A run of records

-----

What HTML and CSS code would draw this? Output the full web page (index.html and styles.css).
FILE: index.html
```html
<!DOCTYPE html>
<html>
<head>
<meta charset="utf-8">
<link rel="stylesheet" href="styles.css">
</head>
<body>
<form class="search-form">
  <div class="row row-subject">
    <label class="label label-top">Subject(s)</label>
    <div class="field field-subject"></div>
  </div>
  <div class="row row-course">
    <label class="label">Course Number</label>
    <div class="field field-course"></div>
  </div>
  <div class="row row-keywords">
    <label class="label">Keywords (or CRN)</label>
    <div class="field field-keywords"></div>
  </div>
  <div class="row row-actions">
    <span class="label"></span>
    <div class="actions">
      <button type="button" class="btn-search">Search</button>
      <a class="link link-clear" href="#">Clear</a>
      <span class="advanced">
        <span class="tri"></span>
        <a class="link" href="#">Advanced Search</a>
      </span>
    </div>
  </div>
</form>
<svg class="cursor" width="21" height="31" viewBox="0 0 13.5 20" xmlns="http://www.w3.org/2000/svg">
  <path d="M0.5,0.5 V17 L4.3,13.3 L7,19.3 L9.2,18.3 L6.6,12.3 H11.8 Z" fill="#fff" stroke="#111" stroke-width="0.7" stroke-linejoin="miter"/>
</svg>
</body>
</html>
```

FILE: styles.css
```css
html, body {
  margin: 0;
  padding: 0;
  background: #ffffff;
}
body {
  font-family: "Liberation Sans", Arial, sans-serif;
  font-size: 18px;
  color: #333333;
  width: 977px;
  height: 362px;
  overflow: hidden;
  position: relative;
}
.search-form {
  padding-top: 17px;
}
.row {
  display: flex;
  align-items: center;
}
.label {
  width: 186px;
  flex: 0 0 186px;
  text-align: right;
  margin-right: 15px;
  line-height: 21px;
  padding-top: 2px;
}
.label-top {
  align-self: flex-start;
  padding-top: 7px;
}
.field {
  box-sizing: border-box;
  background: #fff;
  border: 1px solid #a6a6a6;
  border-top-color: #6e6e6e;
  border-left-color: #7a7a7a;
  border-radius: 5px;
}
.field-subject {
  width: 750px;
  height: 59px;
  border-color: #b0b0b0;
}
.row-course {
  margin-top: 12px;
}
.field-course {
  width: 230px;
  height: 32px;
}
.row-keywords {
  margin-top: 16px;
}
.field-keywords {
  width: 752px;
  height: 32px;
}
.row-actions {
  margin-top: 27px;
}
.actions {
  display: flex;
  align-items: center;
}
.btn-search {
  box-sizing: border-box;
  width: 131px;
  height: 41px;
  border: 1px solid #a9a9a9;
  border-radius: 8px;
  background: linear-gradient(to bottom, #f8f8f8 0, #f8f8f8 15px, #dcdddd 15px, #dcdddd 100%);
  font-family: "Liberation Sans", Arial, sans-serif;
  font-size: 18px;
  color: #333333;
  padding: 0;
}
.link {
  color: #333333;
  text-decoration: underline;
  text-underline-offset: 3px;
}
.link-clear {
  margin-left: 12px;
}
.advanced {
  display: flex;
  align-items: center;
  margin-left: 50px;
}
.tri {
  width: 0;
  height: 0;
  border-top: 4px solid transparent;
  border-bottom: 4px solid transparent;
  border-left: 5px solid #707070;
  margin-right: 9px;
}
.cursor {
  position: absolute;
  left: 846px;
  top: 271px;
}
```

-----

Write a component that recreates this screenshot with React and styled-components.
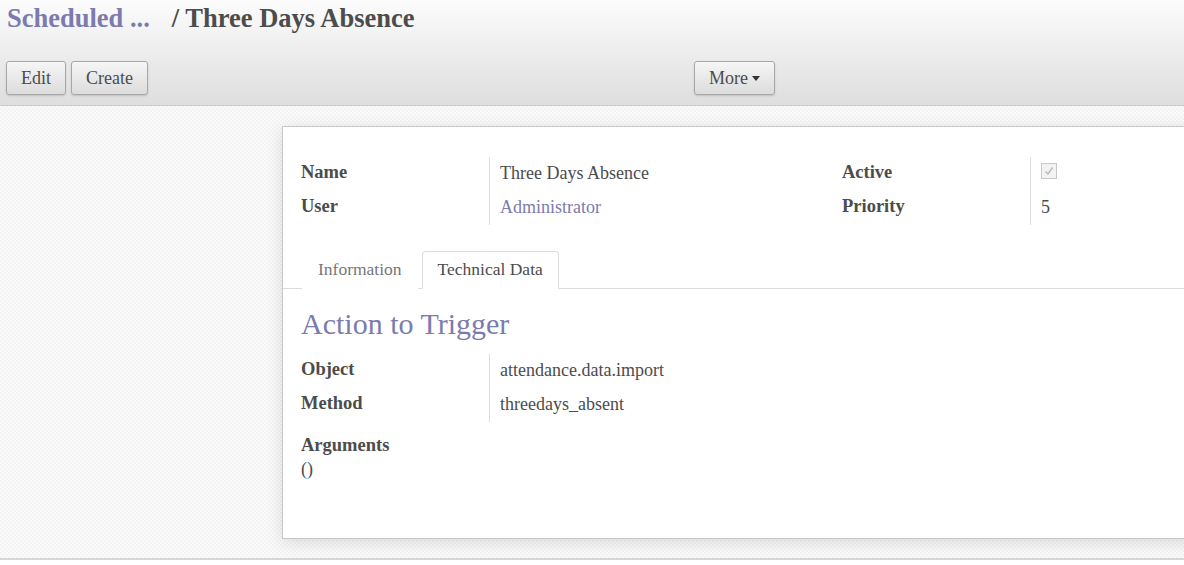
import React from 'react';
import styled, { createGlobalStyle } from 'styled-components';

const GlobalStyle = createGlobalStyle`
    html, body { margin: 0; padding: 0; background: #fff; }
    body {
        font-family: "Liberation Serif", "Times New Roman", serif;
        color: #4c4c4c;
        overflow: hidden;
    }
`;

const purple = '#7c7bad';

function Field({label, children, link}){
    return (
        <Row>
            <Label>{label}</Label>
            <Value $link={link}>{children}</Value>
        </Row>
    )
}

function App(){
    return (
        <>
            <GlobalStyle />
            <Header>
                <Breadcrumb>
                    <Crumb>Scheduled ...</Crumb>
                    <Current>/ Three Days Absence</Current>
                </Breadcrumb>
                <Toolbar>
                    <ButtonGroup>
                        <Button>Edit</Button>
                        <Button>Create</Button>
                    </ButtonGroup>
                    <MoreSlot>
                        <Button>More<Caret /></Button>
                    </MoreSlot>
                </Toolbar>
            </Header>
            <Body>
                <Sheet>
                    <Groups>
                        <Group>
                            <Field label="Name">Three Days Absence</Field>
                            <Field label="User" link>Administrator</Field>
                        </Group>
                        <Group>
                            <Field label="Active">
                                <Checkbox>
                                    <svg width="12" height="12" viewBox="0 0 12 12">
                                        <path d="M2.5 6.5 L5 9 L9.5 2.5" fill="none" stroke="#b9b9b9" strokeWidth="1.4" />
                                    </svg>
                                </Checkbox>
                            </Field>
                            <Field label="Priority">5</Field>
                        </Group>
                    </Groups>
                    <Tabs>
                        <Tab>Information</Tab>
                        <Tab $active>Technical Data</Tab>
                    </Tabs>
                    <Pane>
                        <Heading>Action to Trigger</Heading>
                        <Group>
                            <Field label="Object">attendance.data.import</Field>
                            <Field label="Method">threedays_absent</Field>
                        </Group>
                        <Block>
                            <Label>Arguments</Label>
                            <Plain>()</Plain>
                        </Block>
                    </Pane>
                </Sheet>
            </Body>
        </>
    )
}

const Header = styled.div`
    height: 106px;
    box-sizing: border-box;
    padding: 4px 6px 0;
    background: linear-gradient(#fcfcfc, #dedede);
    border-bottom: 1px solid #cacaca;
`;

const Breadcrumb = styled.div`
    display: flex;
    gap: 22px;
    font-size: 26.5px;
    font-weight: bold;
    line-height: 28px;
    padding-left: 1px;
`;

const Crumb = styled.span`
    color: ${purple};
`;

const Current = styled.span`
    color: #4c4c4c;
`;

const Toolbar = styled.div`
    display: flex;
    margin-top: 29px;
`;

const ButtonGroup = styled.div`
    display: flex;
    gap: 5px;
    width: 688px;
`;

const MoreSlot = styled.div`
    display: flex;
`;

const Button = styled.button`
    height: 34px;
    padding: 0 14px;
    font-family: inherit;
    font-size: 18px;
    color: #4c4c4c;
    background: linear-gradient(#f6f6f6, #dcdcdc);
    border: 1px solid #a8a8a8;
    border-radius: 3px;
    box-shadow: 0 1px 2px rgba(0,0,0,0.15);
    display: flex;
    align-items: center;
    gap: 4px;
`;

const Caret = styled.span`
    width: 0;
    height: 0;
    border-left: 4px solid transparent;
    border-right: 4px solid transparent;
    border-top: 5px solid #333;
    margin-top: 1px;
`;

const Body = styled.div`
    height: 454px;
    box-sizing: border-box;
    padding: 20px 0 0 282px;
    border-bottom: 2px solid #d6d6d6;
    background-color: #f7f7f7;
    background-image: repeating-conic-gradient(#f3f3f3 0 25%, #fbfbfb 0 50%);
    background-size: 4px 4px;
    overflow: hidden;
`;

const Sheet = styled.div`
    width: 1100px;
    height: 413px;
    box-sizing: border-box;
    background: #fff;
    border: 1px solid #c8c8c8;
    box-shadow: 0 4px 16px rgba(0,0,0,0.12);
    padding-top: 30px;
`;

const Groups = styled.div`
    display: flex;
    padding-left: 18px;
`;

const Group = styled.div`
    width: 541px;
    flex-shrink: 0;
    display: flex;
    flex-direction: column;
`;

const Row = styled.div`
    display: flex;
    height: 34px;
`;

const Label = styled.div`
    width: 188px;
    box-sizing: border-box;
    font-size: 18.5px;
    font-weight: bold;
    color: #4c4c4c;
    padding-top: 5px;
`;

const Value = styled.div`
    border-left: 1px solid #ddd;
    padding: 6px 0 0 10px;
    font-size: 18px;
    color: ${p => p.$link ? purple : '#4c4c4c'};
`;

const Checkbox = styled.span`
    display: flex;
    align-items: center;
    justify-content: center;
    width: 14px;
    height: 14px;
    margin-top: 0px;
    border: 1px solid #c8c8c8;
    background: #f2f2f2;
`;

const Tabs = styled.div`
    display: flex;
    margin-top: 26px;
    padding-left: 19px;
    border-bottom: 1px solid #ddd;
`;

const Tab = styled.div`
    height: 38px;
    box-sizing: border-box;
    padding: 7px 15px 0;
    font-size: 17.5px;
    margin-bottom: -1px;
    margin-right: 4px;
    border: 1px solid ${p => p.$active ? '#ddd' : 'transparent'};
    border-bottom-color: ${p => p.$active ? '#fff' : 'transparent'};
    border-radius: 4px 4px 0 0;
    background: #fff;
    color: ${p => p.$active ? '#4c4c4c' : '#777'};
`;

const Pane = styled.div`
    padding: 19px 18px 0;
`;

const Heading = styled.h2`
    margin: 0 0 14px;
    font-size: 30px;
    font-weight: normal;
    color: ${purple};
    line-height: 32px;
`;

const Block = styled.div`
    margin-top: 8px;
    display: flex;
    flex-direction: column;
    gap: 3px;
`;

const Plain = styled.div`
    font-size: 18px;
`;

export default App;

-----

** Written request **
Filter the records above for lines containing the word "styles", and copy those lines.

** Answer to this exercise **
What HTML and CSS code would draw this? Output the full web page (index.html and styles.css).
<link rel="stylesheet" href="styles.css">
FILE: styles.css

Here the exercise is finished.